For small oscillations,

\[\cos\theta\simeq 1-\frac{\theta^2}{2}.\]

Therefore

\[mgl(1-\cos\theta)\simeq \frac{1}{2}mgl\theta^2.\]

The Hamiltonian becomes

\[H= \frac{p_\theta^2}{2ml^2} + \frac{1}{2}mgl\theta^2.\]

This is mathematically equivalent to a harmonic oscillator with angular frequency

\[\omega=\sqrt{\frac{g}{l}}.\]

Therefore the action variable is

\[J=\frac{1}{2\pi}\oint p_\theta\,d\theta.\]

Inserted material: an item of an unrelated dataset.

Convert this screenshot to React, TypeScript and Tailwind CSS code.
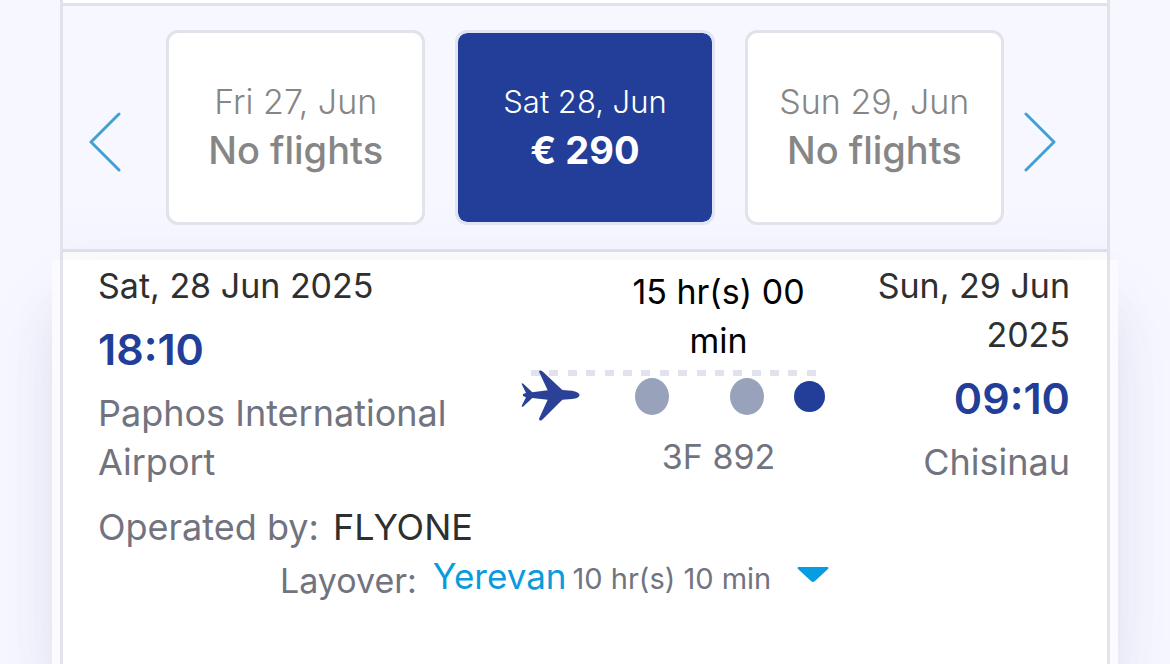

Using the harmonic oscillator result,

\[\boxed{ J=\frac{E}{\omega} = E\sqrt{\frac{l}{g}}. }\]

The transformed Hamiltonian is

\[K(J)=\omega J, \qquad \omega=\sqrt{\frac{g}{l}}.\]

Therefore

\[\dot J=-\frac{\partial K}{\partial \theta}=0\]

and

\[\dot\theta=\frac{\partial K}{\partial J}=\omega.\]

Hence

\[\boxed{ \dot J=0, \qquad \dot\theta=\sqrt{\frac{g}{l}}. }\]

Thus the small-angle pendulum becomes uniform phase motion in action-angle variables.

Practice questions

Q1. Starting from

\[F_2(q_i,P_i,t)=\sum_i q_iP_i+\varepsilon G(q_i,P_i,t),\]

derive the infinitesimal canonical transformation formulas.

Q2. Prove that for any phase-space function $f(q_i,p_i,t)$,

\[\delta f=\varepsilon\{f,G\}.\]

Q3. Show explicitly that choosing $G=H$ and $\varepsilon=dt$ reproduces Hamilton’s equations.

Q4. Explain why the Hamiltonian is called the generator of time translation.

Q5. If $G$ has no explicit time dependence and satisfies

\[\{G,H\}=0,\]

show that $G$ is conserved.

Q6. Show that momentum generates spatial translation.

Q7. Show that $L_z=xp_y-yp_x$ generates rotation about the $z$-axis.

Q8. Explain why translational symmetry gives conservation of momentum.

Q9. Explain why rotational symmetry gives conservation of angular momentum.

Q10. For the harmonic oscillator, show that

\[J=\frac{E}{\omega}.\]

Q11. For a general one-dimensional potential well, prove that

\[\frac{dJ}{dE}=\frac{T}{2\pi}.\]

Q12. Hence prove that

\[\dot\theta=\frac{dE}{dJ}=\frac{2\pi}{T}.\]

Q13. For the small-angle pendulum, show that

\[J=E\sqrt{\frac{l}{g}}.\]

Q14. Explain why action-angle variables convert bounded periodic motion into uniform phase motion.

Q15. Explain the statement: conserved quantities are generators of continuous canonical symmetries.